Dylan didn’t forget his old protest songs in 2008. This performance of ‘It’s All Right Ma’ features Donnie Herron on the banjo, giving it a country rather than a hard rock feel. Fully committed vocal from Dylan. This Oeiras version seems more in the spirit of the original than some of the more ponderous rock versions we’ve seen, it skips along at a foot-tapping speed. The important thing for me is that the song does not lose its angry edge. This magnificent denunciation of the greed and falseness of the world has not lost its relevance, and while it may be tickled along by the banjo it can still cut deep.

It’s All Right Ma

‘Masters of War’ also continues its run of powerful performances.
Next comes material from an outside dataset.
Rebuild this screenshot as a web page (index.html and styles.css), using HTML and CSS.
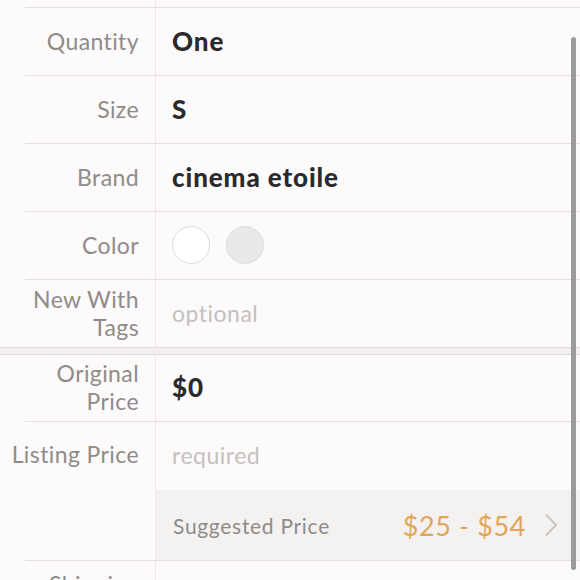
FILE: index.html
```html
<!DOCTYPE html>
<html lang="en">
<head>
  <meta charset="UTF-8">
  <meta name="viewport" content="width=device-width, initial-scale=1">
  <title>Listing Details</title>
  <link rel="stylesheet" href="styles.css">
</head>
<body>

  <div id="formulario">
    <div class="fila corta">
      <div class="etiqueta"></div>
      <div class="valor"></div>
    </div>
    <div class="fila">
      <div class="etiqueta">Quantity</div>
      <div class="valor">One</div>
    </div>
    <div class="fila">
      <div class="etiqueta">Size</div>
      <div class="valor">S</div>
    </div>
    <div class="fila">
      <div class="etiqueta">Brand</div>
      <div class="valor">cinema etoile</div>
    </div>
    <div class="fila">
      <div class="etiqueta">Color</div>
      <div class="valor">
        <span class="circulo blanco"></span>
        <span class="circulo gris"></span>
      </div>
    </div>
    <div class="fila sin-linea">
      <div class="etiqueta">New With<br>Tags</div>
      <div class="valor vacio">optional</div>
    </div>

    <div class="separador"></div>

    <div class="fila baja">
      <div class="etiqueta">Original<br>Price</div>
      <div class="valor">$0</div>
    </div>
    <div class="fila precio">
      <div class="etiqueta arriba">Listing Price</div>
      <div class="columna">
        <div class="valor vacio entrada">required</div>
        <div class="sugerido">
          <span class="sugerido-texto">Suggested Price</span>
          <span class="sugerido-rango">$25 - $54</span>
          <svg class="flecha" width="14" height="24" viewBox="0 0 14 24">
            <path d="M2 1.5 L12 12 L2 22.5" fill="none" stroke="#c9c6c4" stroke-width="2"/>
          </svg>
        </div>
      </div>
    </div>
    <div class="fila sin-linea">
      <div class="etiqueta envio">Shipping</div>
      <div class="valor"></div>
    </div>
  </div>

  <div id="scroll"></div>

</body>
</html>
```

FILE: styles.css
```css
body {
  font-family: Lato, "Liberation Sans", sans-serif;
  margin: 0;
  padding: 0;
  background: #fcfafa;
  overflow: hidden;
  height: 580px;
  position: relative;
}
#formulario {
  display: flex;
  flex-direction: column;
}
.fila {
  display: flex;
  margin-left: 25px;
  border-bottom: 1px solid #e3e0df;
  height: 67px;
}
.fila.corta {
  height: 7px;
}
.fila.baja {
  height: 66px;
}
.fila.sin-linea {
  border-bottom: none;
}
.etiqueta {
  width: 114px;
  flex: none;
  padding-right: 16px;
  padding-bottom: 2px;
  border-right: 1px solid #ebe8e7;
  display: flex;
  align-items: center;
  justify-content: flex-end;
  text-align: right;
  font-size: 23px;
  line-height: 28px;
  color: #8f8b88;
  letter-spacing: 0.4px;
  white-space: nowrap;
}
.etiqueta.arriba {
  align-items: flex-start;
  padding-top: 18px;
}
.etiqueta.envio {
  align-items: flex-start;
  padding-top: 9px;
}
.valor {
  flex: 1;
  display: flex;
  align-items: center;
  gap: 16px;
  padding-left: 16px;
  padding-bottom: 2px;
  font-size: 26px;
  font-weight: 900;
  color: #2b2a2a;
  letter-spacing: 0.9px;
}
.valor.vacio {
  font-size: 23px;
  font-weight: normal;
  color: #c4c1be;
  letter-spacing: 0.5px;
}
.valor.entrada {
  height: 66px;
  flex: none;
}
.circulo {
  width: 36px;
  height: 36px;
  border-radius: 50%;
  border: 1px solid #dedcdb;
}
.blanco {
  background: #ffffff;
}
.gris {
  background: #e8e9ea;
}
.separador {
  height: 6px;
  background: #f2f0ef;
  border-top: 1px solid #e0dddc;
  border-bottom: 1px solid #e0dddc;
}
.fila.precio {
  height: auto;
}
.columna {
  flex: 1;
  display: flex;
  flex-direction: column;
}
.sugerido {
  height: 70px;
  background: #f4f2f1;
  display: flex;
  align-items: center;
  padding-left: 17px;
  padding-right: 22px;
}
.sugerido-texto {
  flex: 1;
  font-size: 21px;
  color: #8f8b88;
  letter-spacing: 0.7px;
}
.sugerido-rango {
  font-size: 27px;
  color: #e2a556;
  letter-spacing: 0.6px;
  margin-right: 18px;
}
#scroll {
  position: absolute;
  right: 4px;
  top: 37px;
  width: 5px;
  height: 533px;
  border-radius: 3px;
  background: #9b9b9b;
}
```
As I’ve suggested, the ongoing Russian invasion of Ukraine gives the song a contemporary edge. Those masters of war are still at work. The circus barker’s voice does this song no harm either. Wonderful, passionate vocal from Dylan, obsessively relentless backing from the band. Like a slow, stiff-legged march. (Buenos Aires, 15th March)

Masters of War

And where would we be without ‘Blowin In The Wind’? A great way to wind up a concert. Some of us purists might have trouble with the waltzlike, rollicking tempo but it seems to suit the song somehow. It’s no longer thin and plaintive, as it first was, but, behind the happy beat, insinuating and insistent. This may be an old complaint, and we might even be able to dance to it, but there’s the sting of sadness in the tail. How many times, how many years, indeed.

Dylan finishes off the Buenos Aires concert with this one and I’ll do the same. See you soon with a roundup of the some of the strays from 2008 not so far covered.